What is wrong with that? Nothing! However, when the next day, Monday, October 3, 2005 Champion newspapers carried the banner: “FG’s anti-graft crusade insincere–Nnamani” by its Enugu bureau chief Chukwudi Achife, I sensed an escalation of the Nnamani vs. Nnamani cold war. In a posting on Waawa-net on the same day, I wrote:
It will be interesting to know where our brother Ken Nnamani is going with the above remarks and how OBJ is going to react. I worry because the polity is already heated up with the OBJ-Atiku face-off. To have the #3 firing on all cylinders might just complicate things a wee bit.
Truth be told, the arrest of Otunba Johnson Fasawe is as close as anyone is going to get to the so-called "sacred cows" around the Presidency. If Fasawe goes down, anyone is game. Of course, we watch how Bayelsa Governor makes out tomorrow in London.
FIGHTING FIRE WITH FIREWORKS
I foresaw fireworks greeting Senator Nnamani’s speech, especially with the choice title of Champion chief reporter in Enugu, but I didn’t think the match would be struck in Enugu. In an October 5, 2005 news piece titled “Nnamani Banned from Criticizing Obasanjo” by Emmanuel Ugwu, the Publicity Secretary of the State Peoples Democratic Party, Mr. Ugulu O. Ugulu, told a press conference, that Senate President Ken Nnamani had been “banned from using Enugu State as base to launch any criticism against the government of President Olusegun Obasanjo.” In his own interpretation of the talk, Mr. Ugulu said: "In totality, he meant that the Federal Government was not serious in its entire efforts, even though government has received applause for its efforts in bringing trust and confidence in the polity.”

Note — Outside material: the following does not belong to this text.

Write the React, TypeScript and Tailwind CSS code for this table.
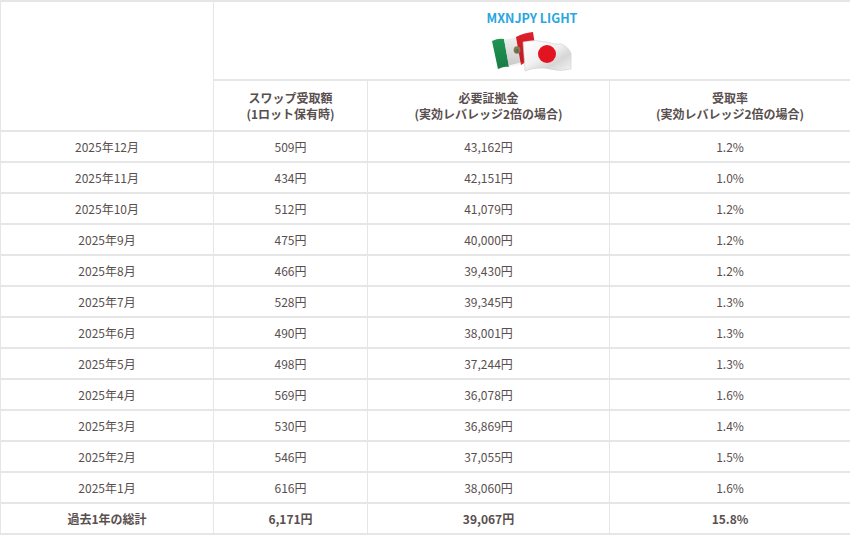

At this point, I knew there was fire on Udi Hills; the matter was being orchestrated, and the senate president might just mishandle it. To my mind, he should not have denied the statement since, apparently, he had not been misquoted. Titles do not mean anything. Everyone knew he did not use the word "insincere”; however, every fool should know that his statements add up to similar sentiments: biased, choosy, careful, not-far-reaching, partial, selective, narrow-minded, etc.; they all mean the same thing, eventually.